##### DATASET CONTENT

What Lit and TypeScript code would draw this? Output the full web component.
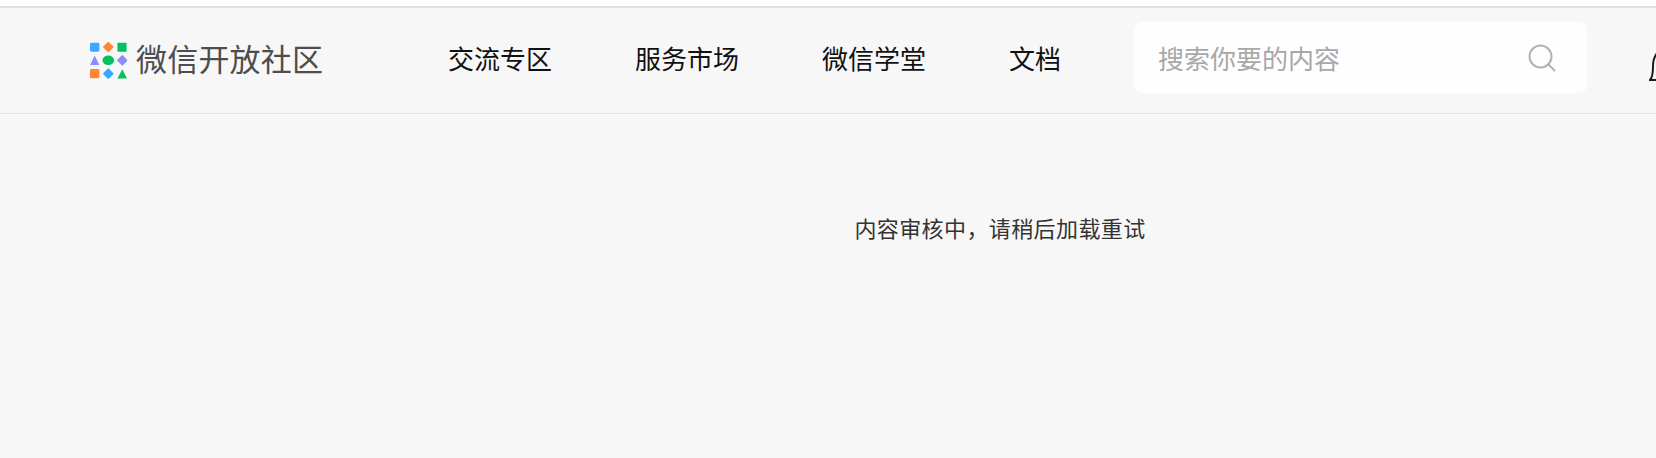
import { LitElement, html, css, svg } from 'lit';
import { customElement } from 'lit/decorators.js';

// 3x3 logo of small coloured shapes
const logo = svg`
  <rect x="0" y="0.4" width="9.6" height="9.2" rx="1.5" fill="#38a9ff"/>
  <rect x="14.7" y="0.7" width="8" height="8" rx="1" fill="#ff8733" transform="rotate(45 18.7 4.7)"/>
  <rect x="28" y="0.4" width="9.4" height="9.2" rx="0.8" fill="#07c160"/>
  <path d="M4.8 13.5L9.6 23H0Z" fill="#8c8cff"/>
  <ellipse cx="18.7" cy="18.3" rx="6" ry="4.8" fill="#07c160"/>
  <rect x="29" y="14.3" width="8" height="8" rx="1" fill="#8c8cff" transform="rotate(45 33 18.3)"/>
  <rect x="0" y="27.3" width="9.6" height="9.4" rx="1" fill="#ff8733"/>
  <rect x="14.7" y="28" width="8" height="8" rx="1" fill="#38a9ff" transform="rotate(45 18.7 32)"/>
  <path d="M33 27.5L37.8 36.8H28Z" fill="#07c160"/>
`;

@customElement('app-root')
export class AppRoot extends LitElement {
  static styles = css`
    :host {
      display: block;
      height: 458px;
      overflow: hidden;
      background: #f7f7f7;
      font-family: "Noto Sans CJK SC", "Liberation Sans", sans-serif;
    }

    .top-strip {
      height: 6px;
      background: #fff;
      border-bottom: 2px solid #e0e0e0;
    }

    .header {
      display: flex;
      align-items: center;
      box-sizing: border-box;
      height: 106px;
      padding: 0 0 6px 90px;
      border-bottom: 1px solid #e6e6e6;
      white-space: nowrap;
    }

    .brand {
      display: flex;
      align-items: center;
      gap: 9px;
      width: 358px;
      flex: none;
      font-size: 31px;
      letter-spacing: 0.2px;
      color: #4d4d4d;
    }

    .brand svg {
      flex: none;
      margin-top: 6px;
    }

    .nav {
      display: flex;
      gap: 83px;
      font-size: 26px;
      color: #111;
      flex: none;
    }

    .search {
      display: flex;
      align-items: center;
      justify-content: space-between;
      box-sizing: border-box;
      flex: none;
      width: 453px;
      height: 71px;
      margin-left: 73px;
      padding: 0 31px 0 24px;
      background: #fefefe;
      border-radius: 8px;
      font-size: 26px;
      color: #a8a8a8;
    }

    .bell {
      flex: none;
      margin: 14px 0 0 62px;
    }

    .notice {
      padding: 97px 0 0 344px;
      text-align: center;
      font-size: 22px;
      letter-spacing: 0.4px;
      line-height: 32px;
      color: #333;
    }
  `;

  render() {
    return html`
      <div class="top-strip"></div>
      <header class="header">
        <div class="brand">
          <svg width="37" height="37" viewBox="0 0 37.8 37">${logo}</svg>
          <span>微信开放社区</span>
        </div>
        <nav class="nav">
          <span>交流专区</span>
          <span>服务市场</span>
          <span>微信学堂</span>
          <span>文档</span>
        </nav>
        <div class="search">
          <span>搜索你要的内容</span>
          <svg width="28" height="28" viewBox="0 0 28 28" fill="none" stroke="#b2b2b2" stroke-width="2">
            <circle cx="12.5" cy="12.5" r="11"/>
            <path d="M20.5 20.5L27 27"/>
          </svg>
        </div>
        <svg class="bell" width="30" height="32" viewBox="0 0 30 32" fill="none" stroke="#1a1a1a" stroke-width="2">
          <path d="M1 31C3 29 4 24 4 17C4 7 9 1 15 1C21 1 26 7 26 17C26 24 27 29 29 31Z"/>
        </svg>
      </header>
      <div class="notice">内容审核中，请稍后加载重试</div>
    `;
  }
}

##########

* WRITTEN PROBLEM *
Copy the listing word for word, excluding its pictures.

* RIGHT ANSWER *
What Lit and TypeScript code would draw this? Output the full web component.
import { LitElement, html, css, svg } from 'lit';
import { customElement } from 'lit/decorators.js';

// 3x3 logo of small coloured shapes
const logo = svg`
  <rect x="0" y="0.4" width="9.6" height="9.2" rx="1.5" fill="#38a9ff"/>
  <rect x="14.7" y="0.7" width="8" height="8" rx="1" fill="#ff8733" transform="rotate(45 18.7 4.7)"/>
  <rect x="28" y="0.4" width="9.4" height="9.2" rx="0.8" fill="#07c160"/>
  <path d="M4.8 13.5L9.6 23H0Z" fill="#8c8cff"/>
  <ellipse cx="18.7" cy="18.3" rx="6" ry="4.8" fill="#07c160"/>
  <rect x="29" y="14.3" width="8" height="8" rx="1" fill="#8c8cff" transform="rotate(45 33 18.3)"/>
  <rect x="0" y="27.3" width="9.6" height="9.4" rx="1" fill="#ff8733"/>
  <rect x="14.7" y="28" width="8" height="8" rx="1" fill="#38a9ff" transform="rotate(45 18.7 32)"/>
  <path d="M33 27.5L37.8 36.8H28Z" fill="#07c160"/>
`;

@customElement('app-root')
export class AppRoot extends LitElement {
  static styles = css`
    :host {
      display: block;
      height: 458px;
      overflow: hidden;
      background: #f7f7f7;
      font-family: "Noto Sans CJK SC", "Liberation Sans", sans-serif;
    }

    .top-strip {
      height: 6px;
      background: #fff;
      border-bottom: 2px solid #e0e0e0;
    }

    .header {
      display: flex;
      align-items: center;
      box-sizing: border-box;
      height: 106px;
      padding: 0 0 6px 90px;
      border-bottom: 1px solid #e6e6e6;
      white-space: nowrap;
    }

    .brand {
      display: flex;
      align-items: center;
      gap: 9px;
      width: 358px;
      flex: none;
      font-size: 31px;
      letter-spacing: 0.2px;
      color: #4d4d4d;
    }

    .brand svg {
      flex: none;
      margin-top: 6px;
    }

    .nav {
      display: flex;
      gap: 83px;
      font-size: 26px;
      color: #111;
      flex: none;
    }

    .search {
      display: flex;
      align-items: center;
      justify-content: space-between;
      box-sizing: border-box;
      flex: none;
      width: 453px;
      height: 71px;
      margin-left: 73px;
      padding: 0 31px 0 24px;
      background: #fefefe;
      border-radius: 8px;
      font-size: 26px;
      color: #a8a8a8;
    }

    .bell {
      flex: none;
      margin: 14px 0 0 62px;
    }

    .notice {
      padding: 97px 0 0 344px;
      text-align: center;
      font-size: 22px;
      letter-spacing: 0.4px;
      line-height: 32px;
      color: #333;
    }
  `;

  render() {
    return html`
      <div class="top-strip"></div>
      <header class="header">
        <div class="brand">
          <svg width="37" height="37" viewBox="0 0 37.8 37">${logo}</svg>
          <span>微信开放社区</span>
        </div>
        <nav class="nav">
          <span>交流专区</span>
          <span>服务市场</span>
          <span>微信学堂</span>
          <span>文档</span>
        </nav>
        <div class="search">
          <span>搜索你要的内容</span>
          <svg width="28" height="28" viewBox="0 0 28 28" fill="none" stroke="#b2b2b2" stroke-width="2">
            <circle cx="12.5" cy="12.5" r="11"/>
            <path d="M20.5 20.5L27 27"/>
          </svg>
        </div>
        <svg class="bell" width="30" height="32" viewBox="0 0 30 32" fill="none" stroke="#1a1a1a" stroke-width="2">
          <path d="M1 31C3 29 4 24 4 17C4 7 9 1 15 1C21 1 26 7 26 17C26 24 27 29 29 31Z"/>
        </svg>
      </header>
      <div class="notice">内容审核中，请稍后加载重试</div>
    `;
  }
}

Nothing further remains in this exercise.